Rabu, 21 Agustus 2013

Dilema UAN

Beberapa waktu yang lalu saya dikejutkan oleh berita contek massal UAN di sebuah SD di Jawa Timur yang akhirnya satu keluarga harus pindah rumah karena diusir warga. Si Anak ini memang paling pintar di kelasnya. Gara2 melaporkan aksi contek massal yang terjadi waktu UAN si anak dan keluarganya harus diusir warga dari tempat tinggalnya sendiri. Ironis memang, saat kejujuran malah menjadikan kita semakin dikucilkan.

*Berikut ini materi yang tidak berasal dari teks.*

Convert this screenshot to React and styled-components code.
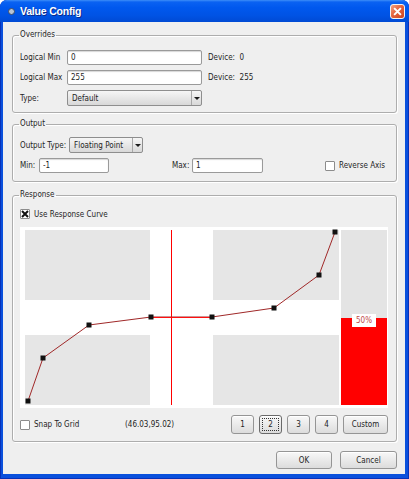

Setiap kali UAN dilaksanakan, baik di tingkat SD, SMP, hingga SMA, berita di televisi selalu menyiarkan banyaknya kecurangan yang terjadi, mulai dari bocornya soal, sms kunci jawaban, hingga aksi contek massal. UAN telah dilaksanakan bertahun-tahun, dan masalah2 tersebut tetap saja muncul sepanjang tahunnya. Aksi contek massal coba dikurangi oleh pemerintah dengan cara menggunakan pengawas dengan sistem silang murni hingga menggunakan 4 tipe soal yang berbeda dalam 1 kelas. Namun kenyatannya hal ini tidak efektif. Toh, kasus kecurangan yang muncul tiap tahunnya masih tinggi.
Sebenarnya apa yang salah dengan UAN di Indonesia??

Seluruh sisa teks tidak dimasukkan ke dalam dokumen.